In our baptism we are called and driven by the Holy Spirit to experience a changed life. We make and renew commitments as a community to proclaim Christ through word and deed, to care for others and the world God made, and to work for Justice and peace. So we emerge from the waters with a blessing, a reminder of who we are as God’s children, a reminder that we belong to this great story of liberation and new life, a reminder that we are part of the body of Christ, the community working together, and a motivation, a drive to do God’s Kingdom work of releasing the prisoners, feeding the hungry, standing up for justice and peace, and loving the world. God does God’s work through us, the body of Christ, marked and anointed and claimed and reminded.

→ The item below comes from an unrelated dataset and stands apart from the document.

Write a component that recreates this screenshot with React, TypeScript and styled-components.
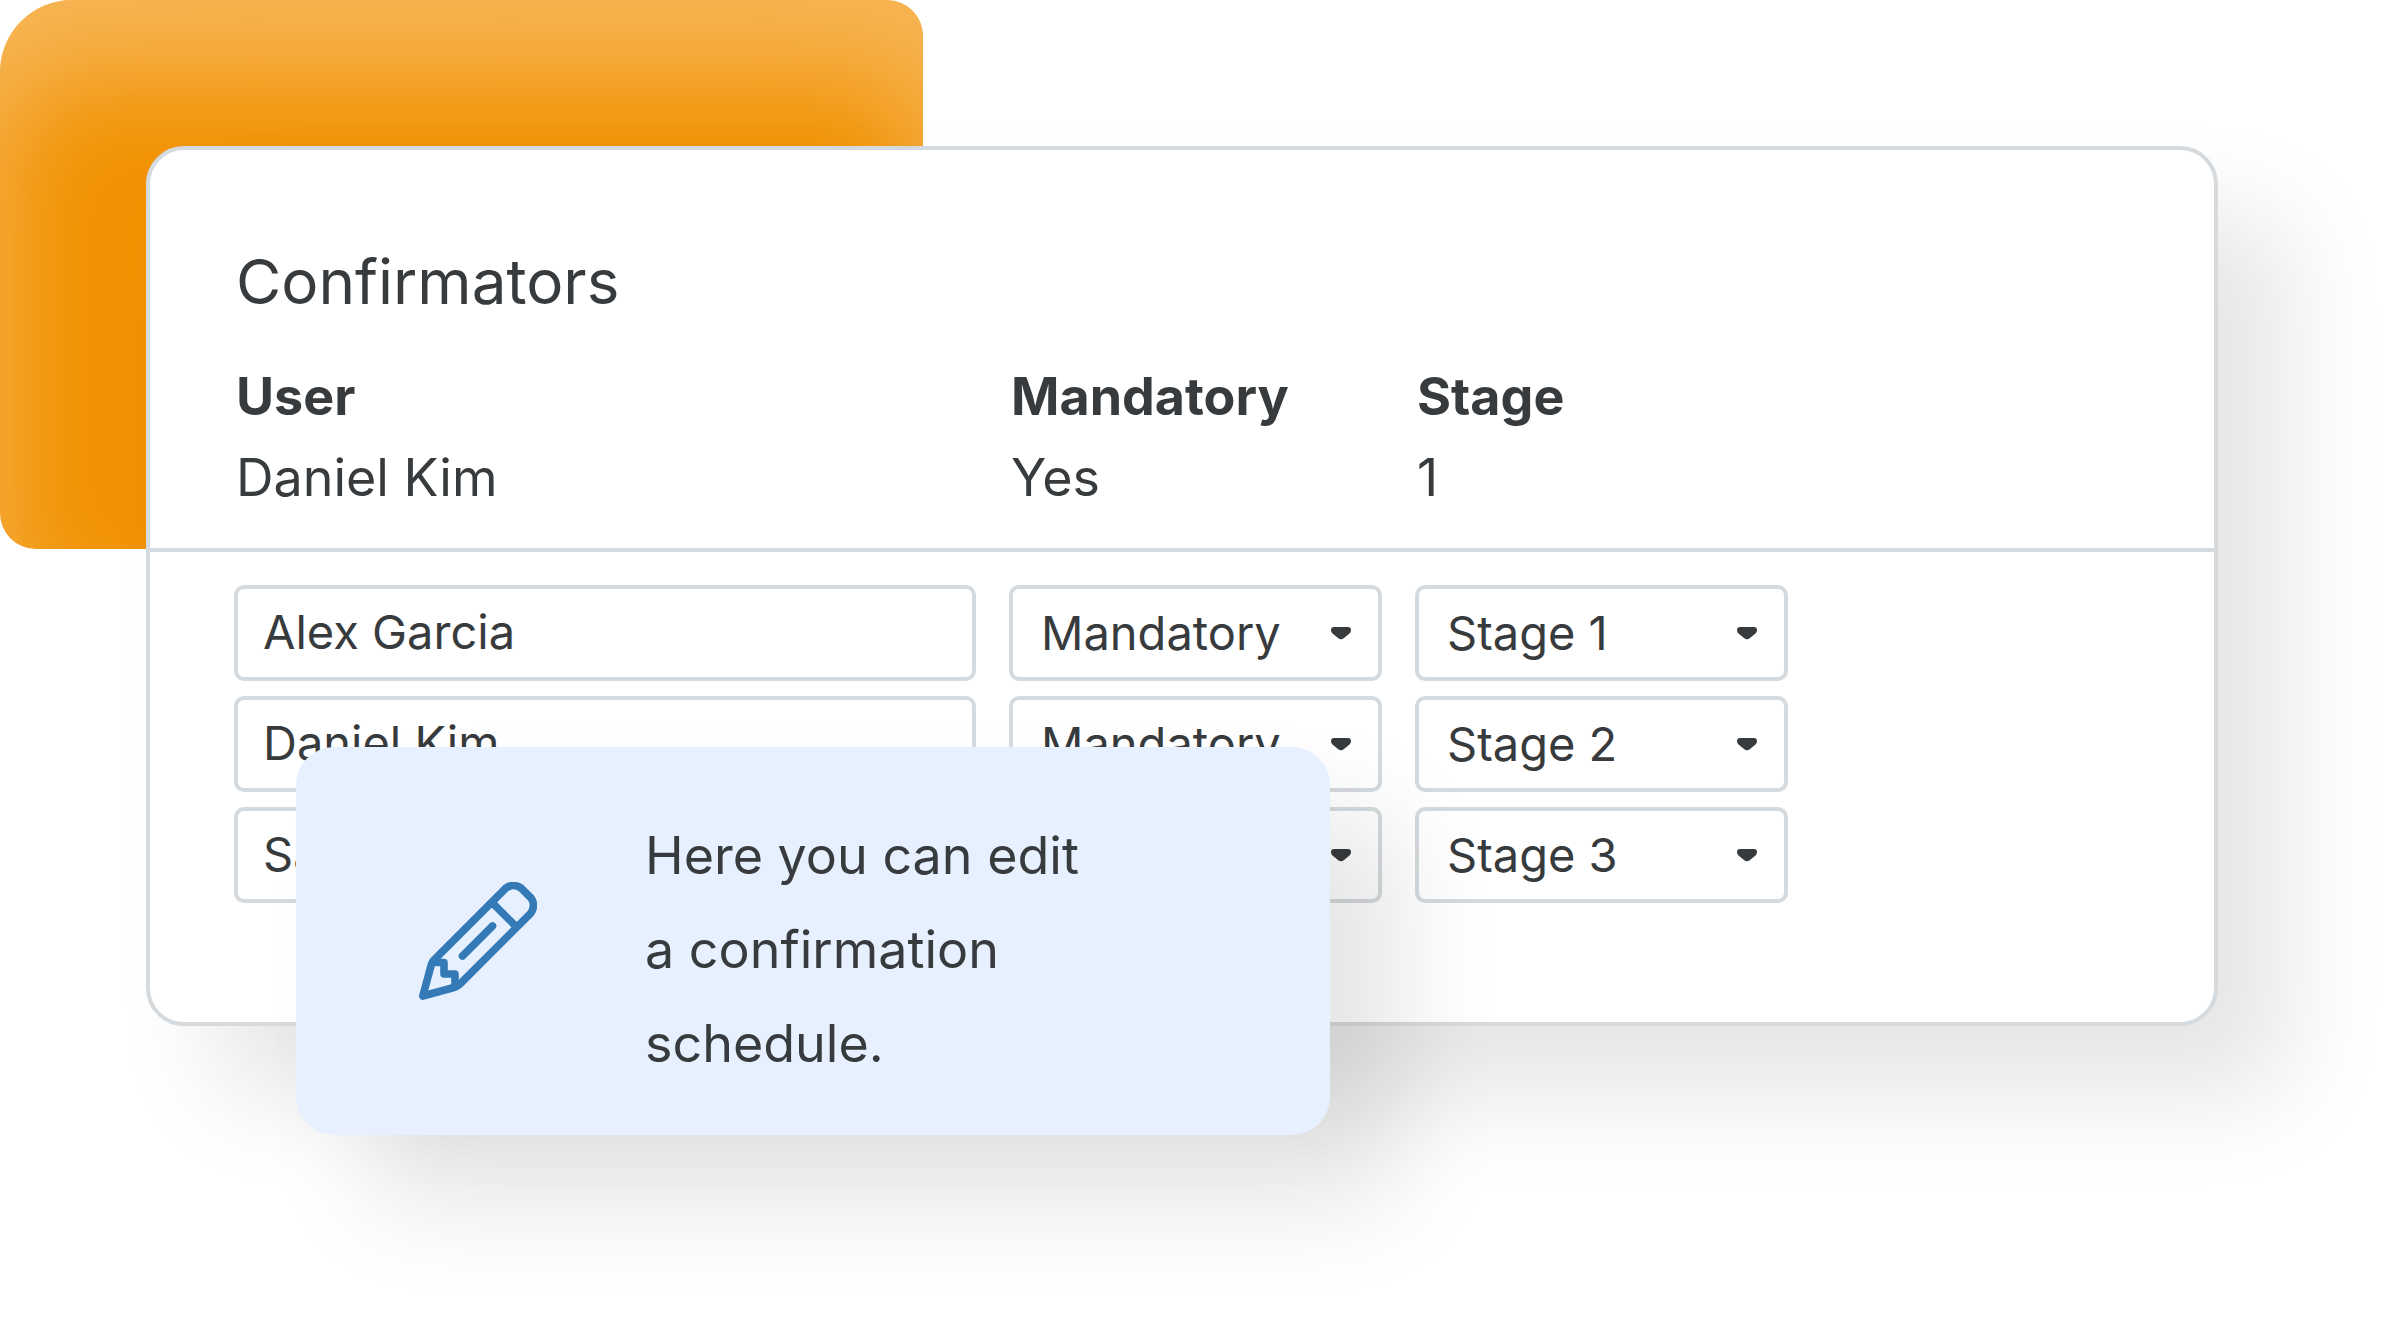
import React from "react";
import styled, { createGlobalStyle } from "styled-components";

const ink = "#383b3d";
const line = "#d5dade";
const shadow = "70px 70px 104px rgba(0, 0, 0, 0.1)";

const GlobalStyle = createGlobalStyle`
  * { box-sizing: border-box; }
  body {
    margin: 0;
    background: #fff;
    color: ${ink};
    font-family: Inter, "Liberation Sans", sans-serif;
    overflow-x: hidden;
  }
`;

const Page = styled.main`
  position: relative;
  padding: 146px 182px 290px 146px;
`;

const Backdrop = styled.div`
  position: absolute;
  top: 0;
  left: 0;
  width: 923px;
  height: 549px;
  border-radius: 72px 36px 36px 36px;
  background: #f29100;
  box-shadow: inset 0 76px 116px rgba(255, 255, 255, 0.34);
`;

const Card = styled.section`
  position: relative;
  border: 4px solid ${line};
  border-radius: 38px;
  background: #fff;
  box-shadow: ${shadow};
`;

const Overview = styled.div`
  padding: 96px 426px 30px 84px;
  border-bottom: 4px solid ${line};
`;

const Title = styled.h1`
  margin: 0 0 38px;
  padding-left: 2px;
  font-size: 62px;
  font-weight: 400;
  line-height: 72px;
`;

const columns = `
  display: grid;
  grid-template-columns: 742fr 373fr 373fr;
  column-gap: 33px;
`;

const Table = styled.table`
  display: block;
  font-size: 52px;
  line-height: 81px;
  text-align: left;

  thead, tbody { display: block; }
  tr { ${columns} }
  th, td { padding: 0 0 0 2px; }
  th { font-weight: 700; }
`;

const Form = styled.form`
  display: grid;
  row-gap: 15px;
  padding: 33px 426px 119px 84px;
`;

const Row = styled.div`
  ${columns}
`;

const field = `
  display: block;
  width: 100%;
  height: 96px;
  margin: 0;
  border: 4px solid ${line};
  border-radius: 10px;
  background: transparent;
  color: inherit;
  font-family: inherit;
  font-size: 47px;
  outline: none;
`;

const TextInput = styled.input`
  ${field}
  padding: 0 25px 3px;
`;

const SelectBox = styled.div`
  position: relative;
`;

const Select = styled.select`
  ${field}
  appearance: none;
  padding: 0 60px 2px 28px;
`;

const Caret = styled.svg`
  position: absolute;
  top: 42px;
  right: 31px;
  width: 20px;
  height: 13px;
  pointer-events: none;
`;

const Hint = styled.aside`
  position: absolute;
  top: 747px;
  left: 296px;
  display: flex;
  align-items: center;
  gap: 108px;
  width: 1034px;
  height: 388px;
  padding: 0 120px 0 123px;
  border-radius: 38px;
  background: #e7f0ff;
  box-shadow: ${shadow};
`;

const HintText = styled.p`
  margin: 0;
  padding-top: 18px;
  font-size: 52px;
  line-height: 94px;
`;

const PencilSvg = styled.svg`
  flex: none;
  width: 118px;
  height: 118px;
`;

function Pencil() {
  return (
    <PencilSvg
      viewBox="0 0 118 118"
      fill="none"
      stroke="#337ab7"
      strokeWidth="7.6"
      strokeLinecap="round"
      strokeLinejoin="round"
      aria-hidden="true"
    >
      <path d="M16 77 L87 6 Q94.500 1 102 6 L112 16 Q117 23 112 31 L41 102 Q38 104.500 35 105.500 L3.800 114 L12.500 82 Q13.500 79 16 77 Z" />
      <path d="M74.500 22 L95.500 43" />
      <path d="M73.500 44 L43.500 74" />
      <path d="M15 80.500 H25 V92 H36 V103" />
    </PencilSvg>
  );
}

function Dropdown({ label, value, options }: { label: string; value: string; options: string[] }) {
  return (
    <SelectBox>
      <Select aria-label={label} defaultValue={value}>
        {options.map((o) => (
          <option key={o}>{o}</option>
        ))}
      </Select>
      <Caret viewBox="0 0 20 13" aria-hidden="true">
        <path
          d="M3 0 H17 Q20 0 20 3 Q20 5 18.500 6.500 L13 11 Q10 13.500 7 11 L1.500 6.500 Q0 5 0 3 Q0 0 3 0 Z"
          fill={ink}
        />
      </Caret>
    </SelectBox>
  );
}

const confirmators = [
  { user: "Alex Garcia", stage: "Stage 1" },
  { user: "Daniel Kim", stage: "Stage 2" },
  { user: "Sam Lee", stage: "Stage 3" },
];

export default function App() {
  return (
    <Page>
      <GlobalStyle />
      <Backdrop />
      <Card>
        <Overview>
          <Title>Confirmators</Title>
          <Table>
            <thead>
              <tr>
                <th>User</th>
                <th>Mandatory</th>
                <th>Stage</th>
              </tr>
            </thead>
            <tbody>
              <tr>
                <td>Daniel Kim</td>
                <td>Yes</td>
                <td>1</td>
              </tr>
            </tbody>
          </Table>
        </Overview>
        <Form>
          {confirmators.map((c) => (
            <Row key={c.user}>
              <TextInput aria-label="User" defaultValue={c.user} />
              <Dropdown label="Mandatory" value="Mandatory" options={["Mandatory", "Optional"]} />
              <Dropdown label="Stage" value={c.stage} options={["Stage 1", "Stage 2", "Stage 3"]} />
            </Row>
          ))}
        </Form>
      </Card>
      <Hint>
        <Pencil />
        <HintText>
          Here you can edit
          <br />a confirmation
          <br />
          schedule.
        </HintText>
      </Hint>
    </Page>
  );
}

Lately, when I go to the pool I have started to mark my baptism. I always wet my hair before I put on my swim cap. That’s when I am giving thanks to God for my baptism. Thanks be to God for the morning. Thanks be to God for the waters. Thanks be to God for quiet places to float and weigh all the troubles of this world. Thanks be to God for cleansing us. Thanks be to God for breaking down our barriers. Thanks be to God for new life in the desert. Thanks be to God for Jesus who came to show us God’s love. Thanks be to God for the voice that claims us and blesses us. Thanks be to God for the Holy Spirit that drives us—out in the wilderness and back again, toward each other, on new paths of justice and hope. I invite you to find your renewal of baptism ritual. Maybe it’s when you step into the shower or wash your face in the morning, or maybe when you step out in the rain or wash the dishes. Maybe it is when you bathe your child or your ailing parent. Notice the water, notice the blessing, notice the hope and let it move you toward a more just and peaceful world.